Begin Material
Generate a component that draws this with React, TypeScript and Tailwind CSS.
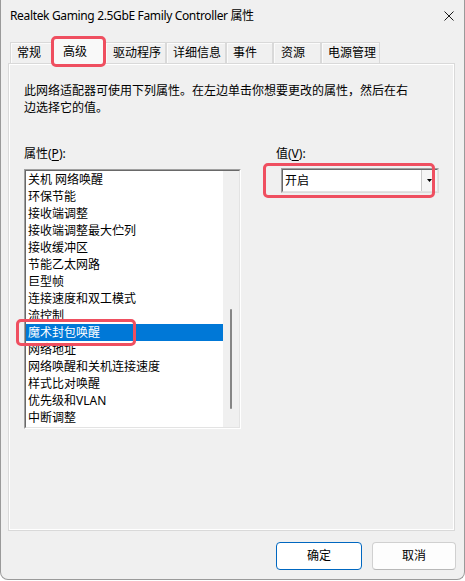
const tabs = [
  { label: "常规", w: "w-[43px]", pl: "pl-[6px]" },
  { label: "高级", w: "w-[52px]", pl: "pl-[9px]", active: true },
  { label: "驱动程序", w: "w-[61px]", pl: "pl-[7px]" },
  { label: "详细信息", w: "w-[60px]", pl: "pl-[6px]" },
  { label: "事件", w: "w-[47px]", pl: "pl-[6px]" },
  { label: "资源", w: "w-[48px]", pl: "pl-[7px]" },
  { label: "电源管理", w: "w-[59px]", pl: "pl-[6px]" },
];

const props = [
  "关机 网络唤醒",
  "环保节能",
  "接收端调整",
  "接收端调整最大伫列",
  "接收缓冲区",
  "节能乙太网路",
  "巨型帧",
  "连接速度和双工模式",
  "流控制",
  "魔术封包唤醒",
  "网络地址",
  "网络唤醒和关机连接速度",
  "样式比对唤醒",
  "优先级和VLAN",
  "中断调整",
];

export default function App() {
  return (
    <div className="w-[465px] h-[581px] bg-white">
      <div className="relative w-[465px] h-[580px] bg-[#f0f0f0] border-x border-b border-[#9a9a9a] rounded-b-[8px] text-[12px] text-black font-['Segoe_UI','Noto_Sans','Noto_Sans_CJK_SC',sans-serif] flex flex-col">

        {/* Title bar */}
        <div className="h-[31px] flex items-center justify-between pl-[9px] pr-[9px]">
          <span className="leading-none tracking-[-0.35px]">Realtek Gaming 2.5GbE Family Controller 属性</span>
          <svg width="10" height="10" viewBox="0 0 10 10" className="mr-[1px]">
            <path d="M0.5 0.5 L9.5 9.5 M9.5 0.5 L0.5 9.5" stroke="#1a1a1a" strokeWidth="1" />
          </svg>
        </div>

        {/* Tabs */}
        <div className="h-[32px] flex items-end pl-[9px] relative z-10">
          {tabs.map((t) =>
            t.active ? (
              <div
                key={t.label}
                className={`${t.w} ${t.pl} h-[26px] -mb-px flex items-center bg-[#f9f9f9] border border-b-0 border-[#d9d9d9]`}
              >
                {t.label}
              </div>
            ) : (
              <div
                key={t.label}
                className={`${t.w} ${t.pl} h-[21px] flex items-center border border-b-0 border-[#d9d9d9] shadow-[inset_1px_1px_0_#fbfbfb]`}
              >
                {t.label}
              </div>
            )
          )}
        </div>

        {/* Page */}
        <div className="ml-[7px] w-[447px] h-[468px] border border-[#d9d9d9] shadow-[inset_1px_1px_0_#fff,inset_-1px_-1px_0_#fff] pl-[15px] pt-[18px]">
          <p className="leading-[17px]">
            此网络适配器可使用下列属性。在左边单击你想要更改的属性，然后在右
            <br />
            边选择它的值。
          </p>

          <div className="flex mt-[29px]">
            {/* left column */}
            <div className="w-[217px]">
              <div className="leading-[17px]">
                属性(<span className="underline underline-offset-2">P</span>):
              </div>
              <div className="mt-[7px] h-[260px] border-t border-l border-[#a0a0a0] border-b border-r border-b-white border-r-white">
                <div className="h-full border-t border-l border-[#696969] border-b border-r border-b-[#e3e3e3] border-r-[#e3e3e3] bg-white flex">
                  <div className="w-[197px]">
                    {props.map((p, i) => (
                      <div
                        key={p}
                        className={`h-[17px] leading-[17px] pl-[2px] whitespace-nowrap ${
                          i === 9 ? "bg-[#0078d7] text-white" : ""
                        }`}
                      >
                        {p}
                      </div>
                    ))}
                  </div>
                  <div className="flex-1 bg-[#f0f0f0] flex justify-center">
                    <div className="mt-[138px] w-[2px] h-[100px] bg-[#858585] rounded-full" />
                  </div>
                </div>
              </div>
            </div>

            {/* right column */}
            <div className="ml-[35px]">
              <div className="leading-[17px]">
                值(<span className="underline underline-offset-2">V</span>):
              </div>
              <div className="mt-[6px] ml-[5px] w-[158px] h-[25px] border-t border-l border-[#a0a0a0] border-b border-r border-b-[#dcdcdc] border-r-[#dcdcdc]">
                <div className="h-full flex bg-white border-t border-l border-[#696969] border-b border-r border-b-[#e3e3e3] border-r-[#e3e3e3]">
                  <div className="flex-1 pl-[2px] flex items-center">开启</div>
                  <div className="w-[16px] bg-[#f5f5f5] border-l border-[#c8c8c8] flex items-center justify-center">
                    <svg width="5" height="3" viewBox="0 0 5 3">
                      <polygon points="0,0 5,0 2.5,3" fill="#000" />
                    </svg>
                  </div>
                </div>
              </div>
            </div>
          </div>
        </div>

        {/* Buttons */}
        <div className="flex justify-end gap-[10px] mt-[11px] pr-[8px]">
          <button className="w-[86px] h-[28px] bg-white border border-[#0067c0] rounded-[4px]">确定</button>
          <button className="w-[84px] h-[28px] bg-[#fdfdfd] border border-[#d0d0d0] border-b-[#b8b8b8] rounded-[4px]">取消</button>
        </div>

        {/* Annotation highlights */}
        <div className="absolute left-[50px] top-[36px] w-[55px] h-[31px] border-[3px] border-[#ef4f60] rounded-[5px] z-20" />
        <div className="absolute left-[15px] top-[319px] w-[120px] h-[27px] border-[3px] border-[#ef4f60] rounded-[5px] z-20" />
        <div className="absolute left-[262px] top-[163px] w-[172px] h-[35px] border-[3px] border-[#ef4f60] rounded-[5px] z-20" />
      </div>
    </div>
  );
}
End Material
▶ [Task objective]: Write out the listing above exactly as it stands, pictures excluded.

▶ [Complete response]:
Generate a component that draws this with React, TypeScript and Tailwind CSS.
const tabs = [
  { label: "常规", w: "w-[43px]", pl: "pl-[6px]" },
  { label: "高级", w: "w-[52px]", pl: "pl-[9px]", active: true },
  { label: "驱动程序", w: "w-[61px]", pl: "pl-[7px]" },
  { label: "详细信息", w: "w-[60px]", pl: "pl-[6px]" },
  { label: "事件", w: "w-[47px]", pl: "pl-[6px]" },
  { label: "资源", w: "w-[48px]", pl: "pl-[7px]" },
  { label: "电源管理", w: "w-[59px]", pl: "pl-[6px]" },
];

const props = [
  "关机 网络唤醒",
  "环保节能",
  "接收端调整",
  "接收端调整最大伫列",
  "接收缓冲区",
  "节能乙太网路",
  "巨型帧",
  "连接速度和双工模式",
  "流控制",
  "魔术封包唤醒",
  "网络地址",
  "网络唤醒和关机连接速度",
  "样式比对唤醒",
  "优先级和VLAN",
  "中断调整",
];

export default function App() {
  return (
    <div className="w-[465px] h-[581px] bg-white">
      <div className="relative w-[465px] h-[580px] bg-[#f0f0f0] border-x border-b border-[#9a9a9a] rounded-b-[8px] text-[12px] text-black font-['Segoe_UI','Noto_Sans','Noto_Sans_CJK_SC',sans-serif] flex flex-col">

        {/* Title bar */}
        <div className="h-[31px] flex items-center justify-between pl-[9px] pr-[9px]">
          <span className="leading-none tracking-[-0.35px]">Realtek Gaming 2.5GbE Family Controller 属性</span>
          <svg width="10" height="10" viewBox="0 0 10 10" className="mr-[1px]">
            <path d="M0.5 0.5 L9.5 9.5 M9.5 0.5 L0.5 9.5" stroke="#1a1a1a" strokeWidth="1" />
          </svg>
        </div>

        {/* Tabs */}
        <div className="h-[32px] flex items-end pl-[9px] relative z-10">
          {tabs.map((t) =>
            t.active ? (
              <div
                key={t.label}
                className={`${t.w} ${t.pl} h-[26px] -mb-px flex items-center bg-[#f9f9f9] border border-b-0 border-[#d9d9d9]`}
              >
                {t.label}
              </div>
            ) : (
              <div
                key={t.label}
                className={`${t.w} ${t.pl} h-[21px] flex items-center border border-b-0 border-[#d9d9d9] shadow-[inset_1px_1px_0_#fbfbfb]`}
              >
                {t.label}
              </div>
            )
          )}
        </div>

        {/* Page */}
        <div className="ml-[7px] w-[447px] h-[468px] border border-[#d9d9d9] shadow-[inset_1px_1px_0_#fff,inset_-1px_-1px_0_#fff] pl-[15px] pt-[18px]">
          <p className="leading-[17px]">
            此网络适配器可使用下列属性。在左边单击你想要更改的属性，然后在右
            <br />
            边选择它的值。
          </p>

          <div className="flex mt-[29px]">
            {/* left column */}
            <div className="w-[217px]">
              <div className="leading-[17px]">
                属性(<span className="underline underline-offset-2">P</span>):
              </div>
              <div className="mt-[7px] h-[260px] border-t border-l border-[#a0a0a0] border-b border-r border-b-white border-r-white">
                <div className="h-full border-t border-l border-[#696969] border-b border-r border-b-[#e3e3e3] border-r-[#e3e3e3] bg-white flex">
                  <div className="w-[197px]">
                    {props.map((p, i) => (
                      <div
                        key={p}
                        className={`h-[17px] leading-[17px] pl-[2px] whitespace-nowrap ${
                          i === 9 ? "bg-[#0078d7] text-white" : ""
                        }`}
                      >
                        {p}
                      </div>
                    ))}
                  </div>
                  <div className="flex-1 bg-[#f0f0f0] flex justify-center">
                    <div className="mt-[138px] w-[2px] h-[100px] bg-[#858585] rounded-full" />
                  </div>
                </div>
              </div>
            </div>

            {/* right column */}
            <div className="ml-[35px]">
              <div className="leading-[17px]">
                值(<span className="underline underline-offset-2">V</span>):
              </div>
              <div className="mt-[6px] ml-[5px] w-[158px] h-[25px] border-t border-l border-[#a0a0a0] border-b border-r border-b-[#dcdcdc] border-r-[#dcdcdc]">
                <div className="h-full flex bg-white border-t border-l border-[#696969] border-b border-r border-b-[#e3e3e3] border-r-[#e3e3e3]">
                  <div className="flex-1 pl-[2px] flex items-center">开启</div>
                  <div className="w-[16px] bg-[#f5f5f5] border-l border-[#c8c8c8] flex items-center justify-center">
                    <svg width="5" height="3" viewBox="0 0 5 3">
                      <polygon points="0,0 5,0 2.5,3" fill="#000" />
                    </svg>
                  </div>
                </div>
              </div>
            </div>
          </div>
        </div>

        {/* Buttons */}
        <div className="flex justify-end gap-[10px] mt-[11px] pr-[8px]">
          <button className="w-[86px] h-[28px] bg-white border border-[#0067c0] rounded-[4px]">确定</button>
          <button className="w-[84px] h-[28px] bg-[#fdfdfd] border border-[#d0d0d0] border-b-[#b8b8b8] rounded-[4px]">取消</button>
        </div>

        {/* Annotation highlights */}
        <div className="absolute left-[50px] top-[36px] w-[55px] h-[31px] border-[3px] border-[#ef4f60] rounded-[5px] z-20" />
        <div className="absolute left-[15px] top-[319px] w-[120px] h-[27px] border-[3px] border-[#ef4f60] rounded-[5px] z-20" />
        <div className="absolute left-[262px] top-[163px] w-[172px] h-[35px] border-[3px] border-[#ef4f60] rounded-[5px] z-20" />
      </div>
    </div>
  );
}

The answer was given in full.